東京都立川市を中心とした地域で活動している弁護士です。
労使紛争、債権回収、賃貸借契約、契約書作成などの企業の法律問題のほか、相続問題や交通事故など個人の法律問題も幅広く法的サポートを提供しており、クライアントのニーズに応じた柔軟なアドバイスを行っています。弁護士としての豊富な経験を活かし、複雑な案件にも迅速かつ的確に対応。ブログでは、日々の法的トピックや事例紹介を通じて、わかりやすく実務的な法律情報を提供しています。

兼業禁止規定違反と懲戒処分


 当社のある従業員が勤務時間外に他社で勤務していることが判明しました。本人もその事実を認めています。当社の就業規則には「会社の許可なく社外の業務に従事してはならない」との規定があり、これに違反することが懲戒事由となっています。この従業員を懲戒解雇しようと思うのですが、問題はありますか?

A 
 兼業を禁止し、これに違反することを懲戒事由としている会社は多いと思います。しかし、兼業を理由に懲戒処分、特に懲戒解雇等の重い処分をする場合は注意が必要です。
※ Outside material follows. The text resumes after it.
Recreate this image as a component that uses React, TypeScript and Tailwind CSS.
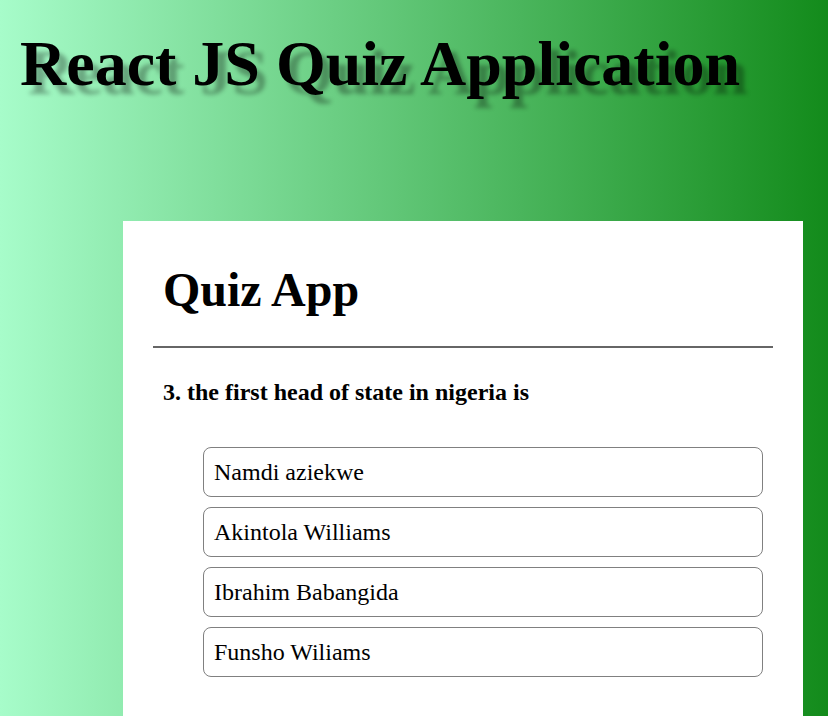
import React from 'react';

const options = ['Namdi aziekwe', 'Akintola Williams', 'Ibrahim Babangida', 'Funsho Wiliams'];

const App: React.FC = () => {
  return (
    <div className="min-h-screen flex flex-col bg-[linear-gradient(to_right,#a7fcca,#138b1b)] font-['Liberation_Serif','Times_New_Roman',serif] text-black">
      {/* Page title */}
      <h1 className="pt-[28px] pl-[20px] text-[64px] font-bold leading-[71px] [text-shadow:8px_9px_4px_rgba(0,0,0,0.3)]">
        React JS Quiz Application
      </h1>

      {/* Quiz card */}
      <div className="flex-1 mt-[122px] ml-[123px] w-[680px] bg-white px-[30px] pt-[42px] pb-[40px]">
        <h2 className="pl-[10px] text-[48px] font-bold leading-[53px]">Quiz App</h2>
        <hr className="mt-[30px] border-0 h-[2px] bg-[#666666]" />

        <div className="mx-[10px]">
          <p className="mt-[31px] text-[24px] font-bold leading-[27px]">
            3. the first head of state in nigeria is
          </p>

          <ul className="mt-[41px] pl-[40px] flex flex-col gap-[10px]">
            {options.map((opt) => (
              <li
                key={opt}
                className="h-[50px] border border-[#808080] rounded-[8px] px-[10px] flex items-center text-[24px] leading-[28px] cursor-pointer"
              >
                {opt}
              </li>
            ))}
          </ul>
        </div>
      </div>
    </div>
  );
};

export default App;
 兼業を禁止する趣旨は、従業員の会社に対する労務提供が不能もしくは困難になること、または、企業秩序を乱すことを防止することにあると考えられます。逆にいえば、兼業の事実が認められるとしても、会社に対する労務提供に影響がなく、企業秩序を乱すこともないのであれば、懲戒事由該当性は認められないことになります。
 本設例では、兼業の事実は認められるようですが、当該従業員がいかなる内容の兼業をしていたのか、当該従業員の社内での地位などの具体的事実関係が不明です。まずはこれらの事実関係を確定し、そのうえで、懲戒事由該当性を検討する必要があります。
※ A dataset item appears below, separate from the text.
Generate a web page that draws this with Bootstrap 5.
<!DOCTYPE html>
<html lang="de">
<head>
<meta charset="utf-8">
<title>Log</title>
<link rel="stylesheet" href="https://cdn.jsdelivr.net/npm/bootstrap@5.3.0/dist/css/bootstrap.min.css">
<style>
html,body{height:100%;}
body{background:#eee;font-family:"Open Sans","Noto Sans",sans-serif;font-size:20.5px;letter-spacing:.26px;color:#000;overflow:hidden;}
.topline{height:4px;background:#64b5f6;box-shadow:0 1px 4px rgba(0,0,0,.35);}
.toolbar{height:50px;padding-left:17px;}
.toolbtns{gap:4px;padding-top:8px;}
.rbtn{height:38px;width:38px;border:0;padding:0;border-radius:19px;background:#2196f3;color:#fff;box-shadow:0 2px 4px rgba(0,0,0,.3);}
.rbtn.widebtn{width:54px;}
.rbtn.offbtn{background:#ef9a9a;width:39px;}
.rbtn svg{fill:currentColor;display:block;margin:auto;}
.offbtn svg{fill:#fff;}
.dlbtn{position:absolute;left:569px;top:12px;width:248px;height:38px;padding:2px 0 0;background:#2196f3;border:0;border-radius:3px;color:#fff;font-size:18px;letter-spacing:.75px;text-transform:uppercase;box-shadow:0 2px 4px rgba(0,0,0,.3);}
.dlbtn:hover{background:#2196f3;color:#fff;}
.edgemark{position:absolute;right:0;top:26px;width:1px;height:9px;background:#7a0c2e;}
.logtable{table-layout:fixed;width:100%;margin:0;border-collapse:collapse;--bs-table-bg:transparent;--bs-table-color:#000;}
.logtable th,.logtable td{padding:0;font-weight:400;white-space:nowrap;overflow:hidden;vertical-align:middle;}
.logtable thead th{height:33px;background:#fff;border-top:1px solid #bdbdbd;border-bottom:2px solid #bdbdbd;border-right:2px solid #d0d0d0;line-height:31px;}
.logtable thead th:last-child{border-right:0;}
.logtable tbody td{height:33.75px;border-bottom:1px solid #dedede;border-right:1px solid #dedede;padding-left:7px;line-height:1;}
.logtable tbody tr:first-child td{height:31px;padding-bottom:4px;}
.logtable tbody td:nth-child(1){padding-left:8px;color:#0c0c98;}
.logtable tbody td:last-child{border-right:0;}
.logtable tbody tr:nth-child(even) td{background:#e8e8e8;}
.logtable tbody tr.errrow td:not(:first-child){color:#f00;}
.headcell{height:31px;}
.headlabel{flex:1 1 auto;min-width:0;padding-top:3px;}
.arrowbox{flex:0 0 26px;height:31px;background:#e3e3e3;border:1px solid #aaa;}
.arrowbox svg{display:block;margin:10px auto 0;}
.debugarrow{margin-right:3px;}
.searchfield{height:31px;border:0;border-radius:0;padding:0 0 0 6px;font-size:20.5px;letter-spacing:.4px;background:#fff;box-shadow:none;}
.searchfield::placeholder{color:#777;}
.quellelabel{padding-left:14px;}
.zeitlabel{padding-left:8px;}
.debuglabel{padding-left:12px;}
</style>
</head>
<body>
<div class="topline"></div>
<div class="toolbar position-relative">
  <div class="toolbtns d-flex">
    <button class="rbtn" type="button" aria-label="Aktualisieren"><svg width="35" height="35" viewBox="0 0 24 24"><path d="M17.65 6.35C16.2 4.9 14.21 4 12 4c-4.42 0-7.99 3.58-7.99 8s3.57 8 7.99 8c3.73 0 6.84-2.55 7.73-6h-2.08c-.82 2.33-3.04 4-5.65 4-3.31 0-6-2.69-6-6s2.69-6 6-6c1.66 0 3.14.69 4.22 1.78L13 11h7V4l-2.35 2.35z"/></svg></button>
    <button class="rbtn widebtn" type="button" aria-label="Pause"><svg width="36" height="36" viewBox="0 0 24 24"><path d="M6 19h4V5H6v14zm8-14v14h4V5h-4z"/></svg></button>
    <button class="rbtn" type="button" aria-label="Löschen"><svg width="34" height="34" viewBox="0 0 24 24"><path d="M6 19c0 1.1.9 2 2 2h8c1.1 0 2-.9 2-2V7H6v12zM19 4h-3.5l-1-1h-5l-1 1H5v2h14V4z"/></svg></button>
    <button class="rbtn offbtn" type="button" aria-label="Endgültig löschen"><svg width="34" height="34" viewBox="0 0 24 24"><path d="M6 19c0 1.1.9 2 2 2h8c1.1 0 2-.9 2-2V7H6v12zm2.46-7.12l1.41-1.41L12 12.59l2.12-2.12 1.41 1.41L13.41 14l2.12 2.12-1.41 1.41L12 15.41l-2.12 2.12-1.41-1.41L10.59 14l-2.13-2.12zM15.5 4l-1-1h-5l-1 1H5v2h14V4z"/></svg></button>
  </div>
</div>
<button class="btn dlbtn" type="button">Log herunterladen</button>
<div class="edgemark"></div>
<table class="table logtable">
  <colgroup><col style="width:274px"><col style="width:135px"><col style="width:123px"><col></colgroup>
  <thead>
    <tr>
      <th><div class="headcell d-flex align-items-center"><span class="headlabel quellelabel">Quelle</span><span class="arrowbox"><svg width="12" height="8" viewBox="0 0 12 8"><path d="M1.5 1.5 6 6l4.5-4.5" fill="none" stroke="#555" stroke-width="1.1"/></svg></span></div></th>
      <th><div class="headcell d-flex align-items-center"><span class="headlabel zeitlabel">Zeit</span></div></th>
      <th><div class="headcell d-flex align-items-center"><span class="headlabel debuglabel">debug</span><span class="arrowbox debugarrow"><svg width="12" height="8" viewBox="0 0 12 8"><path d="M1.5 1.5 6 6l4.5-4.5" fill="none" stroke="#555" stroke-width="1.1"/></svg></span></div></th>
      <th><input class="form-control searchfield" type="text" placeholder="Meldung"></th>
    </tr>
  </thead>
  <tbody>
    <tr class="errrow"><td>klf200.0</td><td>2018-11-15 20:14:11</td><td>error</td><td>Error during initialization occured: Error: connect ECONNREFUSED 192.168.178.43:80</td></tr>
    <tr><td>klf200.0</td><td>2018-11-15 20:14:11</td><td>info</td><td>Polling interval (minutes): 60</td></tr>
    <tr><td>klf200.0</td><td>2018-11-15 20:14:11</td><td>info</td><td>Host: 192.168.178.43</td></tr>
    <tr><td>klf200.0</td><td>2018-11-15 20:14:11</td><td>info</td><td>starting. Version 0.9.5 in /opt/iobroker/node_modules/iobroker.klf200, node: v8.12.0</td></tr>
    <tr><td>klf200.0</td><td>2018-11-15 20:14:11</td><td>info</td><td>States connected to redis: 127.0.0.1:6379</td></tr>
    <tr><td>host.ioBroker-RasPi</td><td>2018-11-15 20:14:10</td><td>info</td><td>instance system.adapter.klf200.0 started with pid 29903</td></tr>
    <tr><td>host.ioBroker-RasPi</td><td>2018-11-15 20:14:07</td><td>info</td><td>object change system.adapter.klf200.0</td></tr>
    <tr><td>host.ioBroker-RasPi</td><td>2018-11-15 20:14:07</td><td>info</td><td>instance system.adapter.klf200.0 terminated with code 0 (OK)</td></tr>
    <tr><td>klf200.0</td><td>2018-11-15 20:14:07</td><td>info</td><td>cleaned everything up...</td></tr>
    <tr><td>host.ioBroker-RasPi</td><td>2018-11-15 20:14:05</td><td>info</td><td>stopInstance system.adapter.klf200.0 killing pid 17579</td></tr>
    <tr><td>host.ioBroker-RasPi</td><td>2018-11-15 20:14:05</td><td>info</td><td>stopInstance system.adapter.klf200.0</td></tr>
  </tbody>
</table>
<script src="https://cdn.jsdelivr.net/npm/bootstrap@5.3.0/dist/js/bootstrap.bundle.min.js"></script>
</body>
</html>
 裁判例では、女性事務員が午前8時45分から午後5時15分までの勤務終了後に、午後6時から午前0時までキャバレーで会計係等をしていた事案につき、単なる余暇利用のアルバイトの域を越えるものであり、会社への労務の誠実な提供に支障をきたす蓋然性が高いとして解雇を有効と判断したもの(東京地決昭和57・11・19)や、会社の部長が競業他社の取締役に就任したが、当該他社の経営には直接関わっていなかったという事案につき、競業他社の経営に関与する可能性が高く、また、部長職にあることからすると、会社の秘密を漏洩するおそれもあるとして、企業秩序を乱し、または、乱すおそれが大として、懲戒解雇を有効としたもの(名古屋地判昭和47・4・28)がある一方で、運送会社の運転手が年1、2回の運送のアルバイトをしていたという事案につき、職務専念義務違反に違反したとはいえないとしたものがあります(東京地判平成13・6・5)。